══ Record excerpts ══

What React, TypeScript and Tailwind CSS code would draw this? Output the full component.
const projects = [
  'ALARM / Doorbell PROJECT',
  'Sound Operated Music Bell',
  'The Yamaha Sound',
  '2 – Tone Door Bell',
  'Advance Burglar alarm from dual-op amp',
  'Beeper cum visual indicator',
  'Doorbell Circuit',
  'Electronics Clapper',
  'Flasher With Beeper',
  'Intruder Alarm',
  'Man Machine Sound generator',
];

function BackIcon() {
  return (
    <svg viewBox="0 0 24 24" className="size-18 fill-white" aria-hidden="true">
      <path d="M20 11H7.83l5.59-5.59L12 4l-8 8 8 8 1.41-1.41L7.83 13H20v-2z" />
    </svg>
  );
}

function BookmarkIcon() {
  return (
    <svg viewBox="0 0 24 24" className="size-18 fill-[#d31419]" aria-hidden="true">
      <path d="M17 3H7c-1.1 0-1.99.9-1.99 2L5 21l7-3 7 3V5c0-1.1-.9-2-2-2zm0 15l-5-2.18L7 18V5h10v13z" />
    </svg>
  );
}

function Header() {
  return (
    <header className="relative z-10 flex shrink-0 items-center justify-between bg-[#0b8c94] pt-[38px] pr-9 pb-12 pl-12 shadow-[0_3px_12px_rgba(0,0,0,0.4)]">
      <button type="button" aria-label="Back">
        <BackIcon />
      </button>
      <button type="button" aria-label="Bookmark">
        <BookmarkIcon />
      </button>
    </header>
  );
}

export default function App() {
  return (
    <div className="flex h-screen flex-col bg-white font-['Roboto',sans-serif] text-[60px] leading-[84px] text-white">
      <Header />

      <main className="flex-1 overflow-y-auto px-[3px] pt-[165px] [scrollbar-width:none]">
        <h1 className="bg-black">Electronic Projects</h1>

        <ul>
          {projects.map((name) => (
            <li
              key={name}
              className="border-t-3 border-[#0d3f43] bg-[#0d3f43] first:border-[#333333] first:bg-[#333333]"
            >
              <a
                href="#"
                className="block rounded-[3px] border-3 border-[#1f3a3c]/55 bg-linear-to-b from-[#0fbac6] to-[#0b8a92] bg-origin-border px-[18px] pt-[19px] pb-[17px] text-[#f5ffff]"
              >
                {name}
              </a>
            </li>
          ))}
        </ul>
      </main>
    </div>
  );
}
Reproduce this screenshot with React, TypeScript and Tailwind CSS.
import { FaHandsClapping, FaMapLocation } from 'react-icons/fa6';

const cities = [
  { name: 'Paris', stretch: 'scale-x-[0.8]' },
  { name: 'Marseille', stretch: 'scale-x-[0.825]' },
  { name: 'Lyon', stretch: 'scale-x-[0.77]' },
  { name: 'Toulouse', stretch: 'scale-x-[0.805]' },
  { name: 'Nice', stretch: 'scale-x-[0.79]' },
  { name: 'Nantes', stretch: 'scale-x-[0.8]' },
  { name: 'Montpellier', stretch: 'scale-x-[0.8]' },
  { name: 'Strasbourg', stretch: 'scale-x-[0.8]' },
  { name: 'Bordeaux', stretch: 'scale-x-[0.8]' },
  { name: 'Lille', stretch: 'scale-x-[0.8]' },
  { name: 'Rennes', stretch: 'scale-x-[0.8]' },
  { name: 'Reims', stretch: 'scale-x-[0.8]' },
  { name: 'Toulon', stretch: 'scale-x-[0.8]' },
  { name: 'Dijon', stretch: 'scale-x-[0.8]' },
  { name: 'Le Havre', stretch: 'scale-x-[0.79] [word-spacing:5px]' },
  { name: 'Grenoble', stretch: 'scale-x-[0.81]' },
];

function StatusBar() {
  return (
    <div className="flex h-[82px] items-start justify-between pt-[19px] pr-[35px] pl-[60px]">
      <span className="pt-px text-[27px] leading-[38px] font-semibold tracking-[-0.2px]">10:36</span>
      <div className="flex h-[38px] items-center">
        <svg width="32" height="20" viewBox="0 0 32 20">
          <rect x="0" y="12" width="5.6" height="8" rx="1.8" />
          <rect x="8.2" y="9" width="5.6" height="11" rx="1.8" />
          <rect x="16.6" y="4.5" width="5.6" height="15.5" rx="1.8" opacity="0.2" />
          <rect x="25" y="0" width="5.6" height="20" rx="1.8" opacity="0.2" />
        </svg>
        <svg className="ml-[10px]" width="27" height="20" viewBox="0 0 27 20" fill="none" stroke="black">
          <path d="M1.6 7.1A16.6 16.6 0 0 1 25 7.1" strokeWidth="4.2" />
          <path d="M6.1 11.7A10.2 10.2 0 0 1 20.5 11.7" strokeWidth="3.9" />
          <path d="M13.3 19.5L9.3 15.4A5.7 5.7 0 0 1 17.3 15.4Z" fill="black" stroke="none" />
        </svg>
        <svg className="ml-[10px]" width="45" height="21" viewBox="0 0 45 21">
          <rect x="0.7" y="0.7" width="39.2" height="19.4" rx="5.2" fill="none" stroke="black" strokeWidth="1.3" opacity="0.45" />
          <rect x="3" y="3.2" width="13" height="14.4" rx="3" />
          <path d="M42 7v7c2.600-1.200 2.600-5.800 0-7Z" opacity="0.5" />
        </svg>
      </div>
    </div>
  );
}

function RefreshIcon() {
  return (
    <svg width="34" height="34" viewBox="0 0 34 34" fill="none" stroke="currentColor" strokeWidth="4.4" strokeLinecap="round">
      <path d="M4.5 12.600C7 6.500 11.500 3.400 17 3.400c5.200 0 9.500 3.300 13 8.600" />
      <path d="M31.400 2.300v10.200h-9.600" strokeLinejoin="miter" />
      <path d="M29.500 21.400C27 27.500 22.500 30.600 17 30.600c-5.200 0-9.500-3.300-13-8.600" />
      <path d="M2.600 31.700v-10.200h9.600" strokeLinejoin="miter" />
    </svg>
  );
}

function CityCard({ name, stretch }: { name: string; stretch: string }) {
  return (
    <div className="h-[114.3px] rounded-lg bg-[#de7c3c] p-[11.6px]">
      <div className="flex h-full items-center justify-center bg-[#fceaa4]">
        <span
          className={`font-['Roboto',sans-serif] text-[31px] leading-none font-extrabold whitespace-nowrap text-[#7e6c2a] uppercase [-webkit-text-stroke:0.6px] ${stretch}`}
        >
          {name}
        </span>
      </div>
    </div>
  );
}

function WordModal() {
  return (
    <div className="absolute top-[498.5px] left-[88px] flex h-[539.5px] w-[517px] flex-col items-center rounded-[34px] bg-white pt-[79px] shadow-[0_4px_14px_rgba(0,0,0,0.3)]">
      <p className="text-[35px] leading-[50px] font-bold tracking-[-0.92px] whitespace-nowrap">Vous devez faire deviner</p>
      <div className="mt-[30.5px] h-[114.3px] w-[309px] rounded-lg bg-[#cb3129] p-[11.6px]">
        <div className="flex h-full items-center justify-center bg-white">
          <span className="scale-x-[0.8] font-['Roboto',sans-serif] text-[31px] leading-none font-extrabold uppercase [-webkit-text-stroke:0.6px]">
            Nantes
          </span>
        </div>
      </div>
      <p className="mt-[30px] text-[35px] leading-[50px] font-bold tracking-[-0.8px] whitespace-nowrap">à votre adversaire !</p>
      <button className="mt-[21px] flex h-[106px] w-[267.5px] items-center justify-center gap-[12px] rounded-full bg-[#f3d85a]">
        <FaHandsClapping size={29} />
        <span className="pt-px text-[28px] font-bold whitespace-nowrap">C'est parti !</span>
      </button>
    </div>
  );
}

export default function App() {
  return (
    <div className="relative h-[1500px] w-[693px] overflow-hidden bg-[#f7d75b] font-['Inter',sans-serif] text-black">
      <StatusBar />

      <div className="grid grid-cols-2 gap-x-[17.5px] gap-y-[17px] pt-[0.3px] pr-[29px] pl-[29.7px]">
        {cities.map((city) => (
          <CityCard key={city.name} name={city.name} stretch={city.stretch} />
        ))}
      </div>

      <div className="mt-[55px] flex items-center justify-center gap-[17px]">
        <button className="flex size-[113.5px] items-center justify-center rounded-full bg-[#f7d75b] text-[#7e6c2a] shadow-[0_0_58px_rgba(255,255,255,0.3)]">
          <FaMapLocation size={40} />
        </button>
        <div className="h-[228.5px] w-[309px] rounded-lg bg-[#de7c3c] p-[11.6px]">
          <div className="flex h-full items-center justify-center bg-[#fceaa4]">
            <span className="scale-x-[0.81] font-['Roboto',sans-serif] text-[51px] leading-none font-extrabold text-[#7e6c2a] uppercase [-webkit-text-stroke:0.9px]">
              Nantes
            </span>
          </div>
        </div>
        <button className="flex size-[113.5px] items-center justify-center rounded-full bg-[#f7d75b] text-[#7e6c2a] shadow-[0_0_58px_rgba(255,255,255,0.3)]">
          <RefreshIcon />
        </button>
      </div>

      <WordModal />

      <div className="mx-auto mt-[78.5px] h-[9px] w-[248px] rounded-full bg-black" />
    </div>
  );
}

═══

◆ Do this ◆
Only the number is wanted: how many lines in the data include the string "TypeScript"?

◆ The completed task ◆
2